TASK PROMPT: Begin with the line containing "Rebuild this screenshot" and end with the line containing "import React from". Give those lines again exactly, leaving out the images.

RECORDS SUPPLIED:
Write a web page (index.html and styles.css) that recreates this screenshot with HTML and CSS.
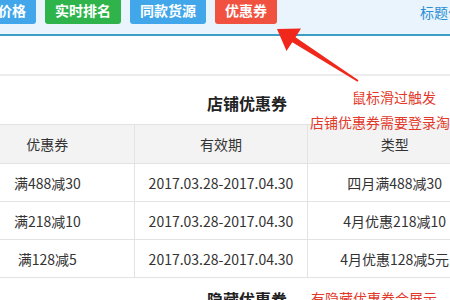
FILE: index.html
```html
<!DOCTYPE html>
<html lang="zh-CN">
<head>
    <meta charset="UTF-8">
    <title>优惠券</title>
    <link rel="stylesheet" href="styles.css">
</head>
<body>

    <!-- Top tabs -->
    <div class="topbar">
        <div class="tabs">
            <a class="tab tab-blue" href="#">价格</a>
            <a class="tab tab-green" href="#">实时排名</a>
            <a class="tab tab-blue" href="#">同款货源</a>
            <a class="tab tab-red" href="#">优惠券</a>
        </div>
        <a class="title-link" href="#">标题优化</a>
    </div>
    <div class="subbar"></div>

    <!-- Coupon section -->
    <div class="coupon">
        <div class="coupon-title">店铺优惠券</div>
        <table class="coupon-table">
            <tr>
                <th>优惠券</th>
                <th>有效期</th>
                <th>类型</th>
            </tr>
            <tr>
                <td>满488减30</td>
                <td>2017.03.28-2017.04.30</td>
                <td>四月满488减30</td>
            </tr>
            <tr>
                <td>满218减10</td>
                <td>2017.03.28-2017.04.30</td>
                <td>4月优惠218减10</td>
            </tr>
            <tr>
                <td>满128减5</td>
                <td>2017.03.28-2017.04.30</td>
                <td>4月优惠128减5元</td>
            </tr>
        </table>
        <div class="coupon-title hidden-title">隐藏优惠券</div>
    </div>

    <!-- Annotations -->
    <svg class="arrow" width="450" height="300" viewBox="0 0 450 300">
        <polygon points="277,29 301,28.5 295.5,37.3 358.5,80.2 357.5,81.8 292.3,42.3 286.5,51" fill="#f0281c"/>
    </svg>
    <div class="note note-hover">鼠标滑过触发</div>
    <div class="note note-login">店铺优惠券需要登录淘宝</div>
    <div class="note note-hidden">有隐藏优惠券会展示</div>

</body>
</html>
```

FILE: styles.css
```css
body {
    font-family: "Noto Sans CJK SC", sans-serif;
    margin: 0;
    padding: 0;
    width: 450px;
    height: 300px;
    overflow: hidden;
    position: relative;
    background: white;
    color: #333;
}
/* Top tabs */
.topbar {
    display: flex;
    align-items: flex-start;
    height: 34px;
    background: #eaf4fc;
    border-bottom: 2px solid #3c9fc4;
    white-space: nowrap;
}
.tabs {
    display: flex;
    gap: 9px;
    margin-left: -12px;
}
.tab {
    display: block;
    height: 27px;
    margin-top: -3px;
    padding: 0 10px;
    line-height: 27px;
    font-size: 14px;
    font-weight: bold;
    color: white;
    text-decoration: none;
    border-radius: 3px;
}
.tab-blue {
    background: #41a7ea;
}
.tab-green {
    background: #2fb44b;
}
.tab-red {
    background: #f1513f;
}
.title-link {
    margin-left: 143px;
    line-height: 24px;
    font-size: 14px;
    color: #2b8fd6;
    text-decoration: none;
}
.subbar {
    height: 38px;
    border-bottom: 2px solid #ececec;
}
/* Coupon section */
.coupon {
    margin-left: -40px;
    width: 574px;
}
.coupon-title {
    text-align: center;
    font-size: 16px;
    font-weight: bold;
    line-height: 24px;
    padding-top: 15px;
    margin-bottom: 9px;
    color: #222;
}
.hidden-title {
    padding-top: 0;
    margin-top: 9px;
}
.coupon-table {
    width: 522px;
    border-collapse: collapse;
    table-layout: fixed;
    font-size: 14px;
}
.coupon-table th,
.coupon-table td {
    border: 1px solid #e3e3e3;
    text-align: center;
    padding: 0;
    color: #333;
}
.coupon-table th {
    height: 38px;
    background: #f3f3f3;
    font-weight: normal;
}
.coupon-table td {
    height: 37px;
}
/* Annotations */
.arrow {
    position: absolute;
    top: 0;
    left: 0;
}
.note {
    position: absolute;
    font-size: 14px;
    line-height: 18px;
    color: #e3392b;
    white-space: nowrap;
}
.note-hover {
    left: 352px;
    top: 88px;
}
.note-login {
    left: 310px;
    top: 113px;
}
.note-hidden {
    left: 311px;
    top: 289px;
}
```
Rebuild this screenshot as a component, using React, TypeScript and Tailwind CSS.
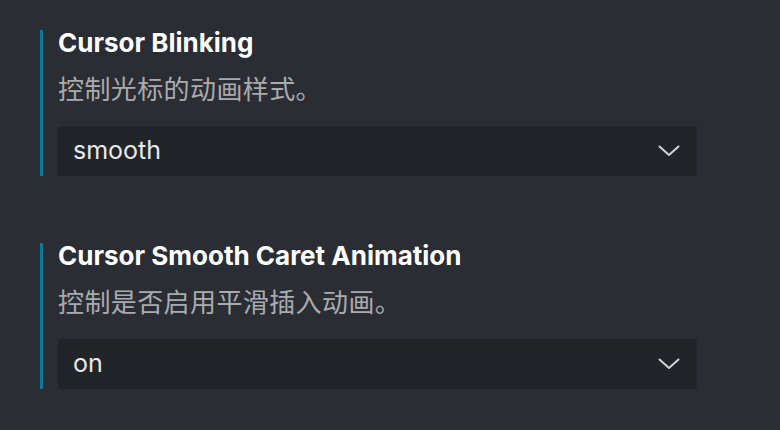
import React from "react";

function Chevron() {
  return (
    <svg width="22" height="12" viewBox="0 0 22 12" fill="none" className="shrink-0">
      <polyline points="1.5,1.5 11,10 20.5,1.5" stroke="#d4d4d4" strokeWidth="2" strokeLinecap="round" strokeLinejoin="round" />
    </svg>
  );
}

function Setting({ title, desc, value }: { title: string; desc: string; value: string }) {
  return (
    <div className="ml-[40px] border-l-[3px] border-[#0e7a98] pl-[15px] w-[657px]">
      <div className="text-[26px] leading-[26px] font-bold text-white" style={{ fontFamily: "Inter, 'Noto Sans', sans-serif" }}>
        {title}
      </div>
      <div className="mt-[17px] text-[26px] leading-[30px] tracking-[0.4px] text-[#a9abae]" style={{ fontFamily: "'Noto Sans CJK SC', sans-serif" }}>
        {desc}
      </div>
      <div className="mt-[23px] h-[50px] w-[639px] bg-[#212428] flex items-center justify-between pl-[15px] pr-[17px]">
        <span className="text-[25px] text-[#e8e8e8]" style={{ fontFamily: "Inter, 'Noto Sans', sans-serif" }}>{value}</span>
        <Chevron />
      </div>
    </div>
  );
}

export default function App() {
  return (
    <div className="w-[780px] h-[430px] bg-[#2a2d34] pt-[30px] overflow-hidden">
      <Setting title="Cursor Blinking" desc="控制光标的动画样式。" value="smooth" />
      <div className="h-[67px]" />
      <Setting title="Cursor Smooth Caret Animation" desc="控制是否启用平滑插入动画。" value="on" />
    </div>
  );
}
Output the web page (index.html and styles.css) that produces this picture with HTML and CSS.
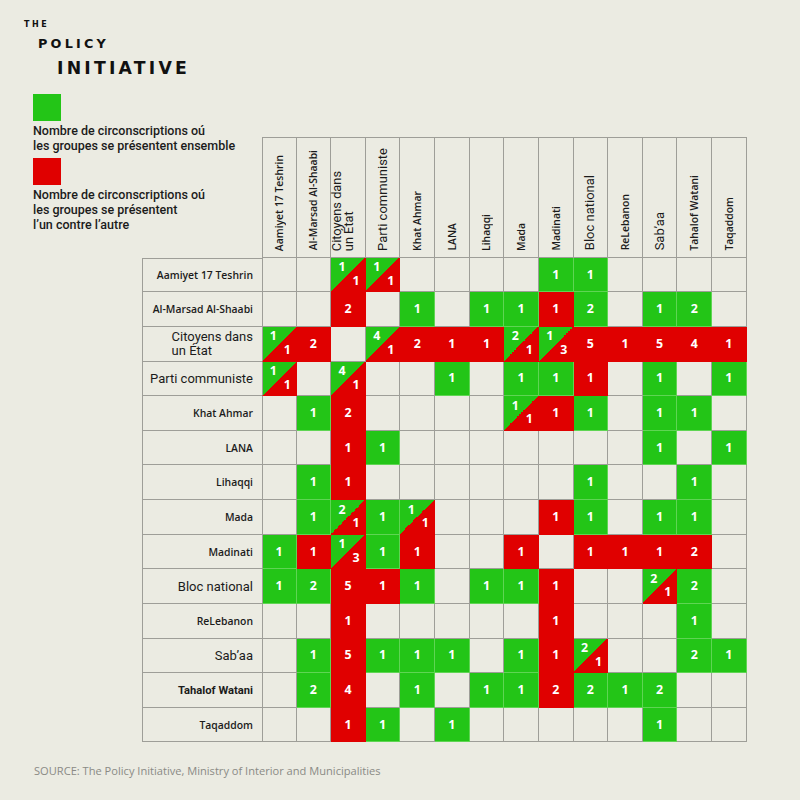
FILE: index.html
```html
<!DOCTYPE html>
<html lang="fr">
<head>
<meta charset="utf-8">
<title>The Policy Initiative</title>
<link rel="stylesheet" href="styles.css">
</head>
<body>
<main class="page">
  <header class="top">
    <div class="brand">
      <span class="brand-the">THE</span>
      <span class="brand-policy">POLICY</span>
      <span class="brand-initiative">INITIATIVE</span>
    </div>
    <div class="legend">
      <div class="legend-item">
        <span class="swatch swatch-green"></span>
        <p class="legend-text">Nombre de circonscriptions oú<br>les groupes se présentent ensemble</p>
      </div>
      <div class="legend-item">
        <span class="swatch swatch-red"></span>
        <p class="legend-text">Nombre de circonscriptions oú<br>les groupes se présentent<br>l’un contre l’autre</p>
      </div>
    </div>
  </header>

  <section class="chart">
    <div class="corner"></div>
    <div class="h first"><span class="ht">Aamiyet 17 Teshrin</span></div>
    <div class="h"><span class="ht">Al-Marsad Al-Shaabi</span></div>
    <div class="h h-left"><span class="ht ht-big ht-two">Citoyens dans<br>un État</span></div>
    <div class="h"><span class="ht ht-big">Parti communiste</span></div>
    <div class="h"><span class="ht">Khat Ahmar</span></div>
    <div class="h"><span class="ht">LANA</span></div>
    <div class="h"><span class="ht">Lihaqqi</span></div>
    <div class="h"><span class="ht">Mada</span></div>
    <div class="h"><span class="ht">Madinati</span></div>
    <div class="h"><span class="ht ht-big">Bloc national</span></div>
    <div class="h"><span class="ht">ReLebanon</span></div>
    <div class="h"><span class="ht ht-big">Sab’aa</span></div>
    <div class="h"><span class="ht">Tahalof Watani</span></div>
    <div class="h"><span class="ht">Taqaddom</span></div>

    <!-- Row: Aamiyet 17 Teshrin -->
    <div class="lbl lbl-first">Aamiyet 17 Teshrin</div>
    <div class="c first"></div>
    <div class="c"></div>
    <div class="c s"><b>1</b><b class="lo">1</b></div>
    <div class="c s"><b>1</b><b class="lo">1</b></div>
    <div class="c"></div>
    <div class="c"></div>
    <div class="c"></div>
    <div class="c"></div>
    <div class="c g">1</div>
    <div class="c g">1</div>
    <div class="c"></div>
    <div class="c"></div>
    <div class="c"></div>
    <div class="c"></div>

    <!-- Row: Al-Marsad Al-Shaabi -->
    <div class="lbl">Al-Marsad Al-Shaabi</div>
    <div class="c first"></div>
    <div class="c"></div>
    <div class="c r">2</div>
    <div class="c"></div>
    <div class="c g">1</div>
    <div class="c"></div>
    <div class="c g">1</div>
    <div class="c g">1</div>
    <div class="c r">1</div>
    <div class="c g">2</div>
    <div class="c"></div>
    <div class="c g">1</div>
    <div class="c g">2</div>
    <div class="c"></div>

    <!-- Row: Citoyens dans un État -->
    <div class="lbl lbl-big"><span class="lbl-two">Citoyens dans<br>un État</span></div>
    <div class="c first s"><b>1</b><b class="lo">1</b></div>
    <div class="c r">2</div>
    <div class="c"></div>
    <div class="c s"><b>4</b><b class="lo">1</b></div>
    <div class="c r">2</div>
    <div class="c r">1</div>
    <div class="c r">1</div>
    <div class="c s"><b>2</b><b class="lo">1</b></div>
    <div class="c s"><b>1</b><b class="lo">3</b></div>
    <div class="c r">5</div>
    <div class="c r">1</div>
    <div class="c r">5</div>
    <div class="c r">4</div>
    <div class="c r">1</div>

    <!-- Row: Parti communiste -->
    <div class="lbl lbl-big">Parti communiste</div>
    <div class="c first s"><b>1</b><b class="lo">1</b></div>
    <div class="c"></div>
    <div class="c s"><b>4</b><b class="lo">1</b></div>
    <div class="c"></div>
    <div class="c"></div>
    <div class="c g">1</div>
    <div class="c"></div>
    <div class="c g">1</div>
    <div class="c g">1</div>
    <div class="c r">1</div>
    <div class="c"></div>
    <div class="c g">1</div>
    <div class="c"></div>
    <div class="c g">1</div>

    <!-- Row: Khat Ahmar -->
    <div class="lbl">Khat Ahmar</div>
    <div class="c first"></div>
    <div class="c g">1</div>
    <div class="c r">2</div>
    <div class="c"></div>
    <div class="c"></div>
    <div class="c"></div>
    <div class="c"></div>
    <div class="c s"><b>1</b><b class="lo">1</b></div>
    <div class="c r">1</div>
    <div class="c g">1</div>
    <div class="c"></div>
    <div class="c g">1</div>
    <div class="c g">1</div>
    <div class="c"></div>

    <!-- Row: LANA -->
    <div class="lbl">LANA</div>
    <div class="c first"></div>
    <div class="c"></div>
    <div class="c r">1</div>
    <div class="c g">1</div>
    <div class="c"></div>
    <div class="c"></div>
    <div class="c"></div>
    <div class="c"></div>
    <div class="c"></div>
    <div class="c"></div>
    <div class="c"></div>
    <div class="c g">1</div>
    <div class="c"></div>
    <div class="c g">1</div>

    <!-- Row: Lihaqqi -->
    <div class="lbl">Lihaqqi</div>
    <div class="c first"></div>
    <div class="c g">1</div>
    <div class="c r">1</div>
    <div class="c"></div>
    <div class="c"></div>
    <div class="c"></div>
    <div class="c"></div>
    <div class="c"></div>
    <div class="c"></div>
    <div class="c g">1</div>
    <div class="c"></div>
    <div class="c"></div>
    <div class="c g">1</div>
    <div class="c"></div>

    <!-- Row: Mada -->
    <div class="lbl">Mada</div>
    <div class="c first"></div>
    <div class="c g">1</div>
    <div class="c s"><b>2</b><b class="lo">1</b></div>
    <div class="c g">1</div>
    <div class="c s"><b>1</b><b class="lo">1</b></div>
    <div class="c"></div>
    <div class="c"></div>
    <div class="c"></div>
    <div class="c r">1</div>
    <div class="c g">1</div>
    <div class="c"></div>
    <div class="c g">1</div>
    <div class="c g">1</div>
    <div class="c"></div>

    <!-- Row: Madinati -->
    <div class="lbl">Madinati</div>
    <div class="c first g">1</div>
    <div class="c r">1</div>
    <div class="c s"><b>1</b><b class="lo">3</b></div>
    <div class="c g">1</div>
    <div class="c r">1</div>
    <div class="c"></div>
    <div class="c"></div>
    <div class="c r">1</div>
    <div class="c"></div>
    <div class="c r">1</div>
    <div class="c r">1</div>
    <div class="c r">1</div>
    <div class="c r">2</div>
    <div class="c"></div>

    <!-- Row: Bloc national -->
    <div class="lbl lbl-big">Bloc national</div>
    <div class="c first g">1</div>
    <div class="c g">2</div>
    <div class="c r">5</div>
    <div class="c r">1</div>
    <div class="c g">1</div>
    <div class="c"></div>
    <div class="c g">1</div>
    <div class="c g">1</div>
    <div class="c r">1</div>
    <div class="c"></div>
    <div class="c"></div>
    <div class="c s"><b>2</b><b class="lo">1</b></div>
    <div class="c g">2</div>
    <div class="c"></div>

    <!-- Row: ReLebanon -->
    <div class="lbl">ReLebanon</div>
    <div class="c first"></div>
    <div class="c"></div>
    <div class="c r">1</div>
    <div class="c"></div>
    <div class="c"></div>
    <div class="c"></div>
    <div class="c"></div>
    <div class="c"></div>
    <div class="c r">1</div>
    <div class="c"></div>
    <div class="c"></div>
    <div class="c"></div>
    <div class="c g">1</div>
    <div class="c"></div>

    <!-- Row: Sab'aa -->
    <div class="lbl lbl-big">Sab’aa</div>
    <div class="c first"></div>
    <div class="c g">1</div>
    <div class="c r">5</div>
    <div class="c g">1</div>
    <div class="c g">1</div>
    <div class="c g">1</div>
    <div class="c"></div>
    <div class="c g">1</div>
    <div class="c r">1</div>
    <div class="c s"><b>2</b><b class="lo">1</b></div>
    <div class="c"></div>
    <div class="c"></div>
    <div class="c g">2</div>
    <div class="c g">1</div>

    <!-- Row: Tahalof Watani -->
    <div class="lbl lbl-tahalof">Tahalof Watani</div>
    <div class="c first"></div>
    <div class="c g">2</div>
    <div class="c r">4</div>
    <div class="c"></div>
    <div class="c g">1</div>
    <div class="c"></div>
    <div class="c g">1</div>
    <div class="c g">1</div>
    <div class="c r">2</div>
    <div class="c g">2</div>
    <div class="c g">1</div>
    <div class="c g">2</div>
    <div class="c"></div>
    <div class="c"></div>

    <!-- Row: Taqaddom -->
    <div class="lbl">Taqaddom</div>
    <div class="c first"></div>
    <div class="c"></div>
    <div class="c r">1</div>
    <div class="c g">1</div>
    <div class="c"></div>
    <div class="c g">1</div>
    <div class="c"></div>
    <div class="c"></div>
    <div class="c"></div>
    <div class="c"></div>
    <div class="c"></div>
    <div class="c g">1</div>
    <div class="c"></div>
    <div class="c"></div>
  </section>

  <p class="source">SOURCE: The Policy Initiative, Ministry of Interior and Municipalities</p>
</main>
</body>
</html>
```

FILE: styles.css
```css
* {
  box-sizing: border-box;
}

html,
body {
  margin: 0;
  padding: 0;
}

body {
  width: 800px;
  height: 800px;
  overflow: hidden;
  background: #ebebe2;
  font-family: "Open Sans", "Liberation Sans", sans-serif;
  color: #1b1b1b;
}

.page {
  display: grid;
  grid-template-columns: 800px;
  grid-template-rows: auto auto;
}

/* ---------- brand + legend ---------- */
.top {
  grid-area: 1 / 1;
  align-self: start;
}

.brand {
  display: flex;
  flex-direction: column;
  gap: 6px;
  padding-top: 19.5px;
  font-family: "DejaVu Sans", "Liberation Sans", sans-serif;
  font-weight: 700;
  color: #111;
}

.brand-the {
  font-size: 8px;
  line-height: 10px;
  letter-spacing: 2.6px;
  padding-left: 24px;
}

.brand-policy {
  font-size: 12.8px;
  line-height: 16px;
  letter-spacing: 3.2px;
  padding-left: 38px;
}

.brand-initiative {
  font-size: 17.3px;
  line-height: 20px;
  letter-spacing: 3.2px;
  padding-left: 57px;
}

.legend {
  display: flex;
  flex-direction: column;
  gap: 5px;
  margin-top: 16px;
  padding-left: 33px;
}

.legend-item {
  display: flex;
  flex-direction: column;
  align-items: flex-start;
  gap: 2px;
}

.swatch {
  display: block;
  width: 28px;
  height: 27px;
}

.swatch-green {
  background: #23c517;
}

.swatch-red {
  background: #e00000;
}

.legend-text {
  margin: 0;
  font-family: Roboto, "Liberation Sans", sans-serif;
  font-weight: 500;
  font-size: 12.5px;
  line-height: 15px;
  color: #1b1b1b;
}

/* ---------- chart ---------- */
.chart {
  grid-area: 1 / 1;
  align-self: start;
  justify-self: start;
  margin: 136.7px 0 0 141.5px;
  display: grid;
  grid-template-columns: 120px 35px repeat(13, 34.64px);
  grid-template-rows: 121px repeat(14, 34.64px);
}

.corner {
  border: 0;
}

.h {
  border-top: 1px solid #9e9e98;
  border-right: 1px solid #9e9e98;
  border-bottom: 1px solid #9e9e98;
  display: flex;
  align-items: flex-end;
  justify-content: center;
  padding-bottom: 6px;
}

.h.first {
  border-left: 1px solid #9e9e98;
}

.h-left {
  justify-content: flex-start;
  padding-left: 0;
}

.ht {
  writing-mode: vertical-rl;
  transform: rotate(180deg);
  font-family: "Open Sans", "Liberation Sans", sans-serif;
  font-weight: 600;
  font-size: 10.4px;
  line-height: 12px;
  color: #1b1b1b;
  white-space: nowrap;
}

.ht-big {
  font-family: Roboto, "Liberation Sans", sans-serif;
  font-weight: 400;
  font-size: 13px;
  line-height: 14px;
}

.ht-two {
  font-size: 12.8px;
  line-height: 12px;
}

.lbl {
  border-left: 1px solid #9e9e98;
  border-bottom: 1px solid #9e9e98;
  display: flex;
  align-items: center;
  justify-content: flex-end;
  padding-right: 8.5px;
  font-family: "Open Sans", "Liberation Sans", sans-serif;
  font-weight: 600;
  font-size: 10.4px;
  color: #1b1b1b;
  white-space: nowrap;
}

.lbl-first {
  border-top: 1px solid #9e9e98;
}

.lbl-big {
  font-family: Roboto, "Liberation Sans", sans-serif;
  font-weight: 400;
  font-size: 13px;
}

.lbl-tahalof {
  font-family: Roboto, "Liberation Sans", sans-serif;
  font-weight: 700;
  font-size: 11.2px;
}

.lbl-two {
  text-align: left;
  line-height: 14px;
}

.c {
  border-right: 1px solid #9e9e98;
  border-bottom: 1px solid #9e9e98;
  display: flex;
  align-items: center;
  justify-content: center;
  font-family: "Open Sans", "Liberation Sans", sans-serif;
  font-weight: 700;
  font-size: 12.4px;
  line-height: 14px;
  color: #fff;
}

.c.first {
  border-left: 1px solid #9e9e98;
}

.g {
  background: #23c517;
  border-color: #5fd553;
}

.r {
  background: #e00000;
  border-color: #e00000;
}

.s {
  display: grid;
  grid-template-columns: 14px 14px;
  grid-template-rows: 13.5px 13.5px;
  padding: 2.7px 1.6px 3.8px 4px;
  background: linear-gradient(to bottom right, #23c517 50%, #e00000 50%);
  border-color: #e00000;
}

.s b {
  font-weight: 700;
  display: flex;
  align-items: center;
  justify-content: center;
}

.s .lo {
  grid-column: 2;
  grid-row: 2;
}

/* ---------- source ---------- */
.source {
  grid-area: 2 / 1;
  margin: 22px 0 0 34px;
  font-family: "Open Sans", "Liberation Sans", sans-serif;
  font-weight: 400;
  font-size: 11.1px;
  line-height: 14px;
  color: #8a8a85;
}
```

OUTPUT:
Rebuild this screenshot as a component, using React, TypeScript and Tailwind CSS.
import React from "react";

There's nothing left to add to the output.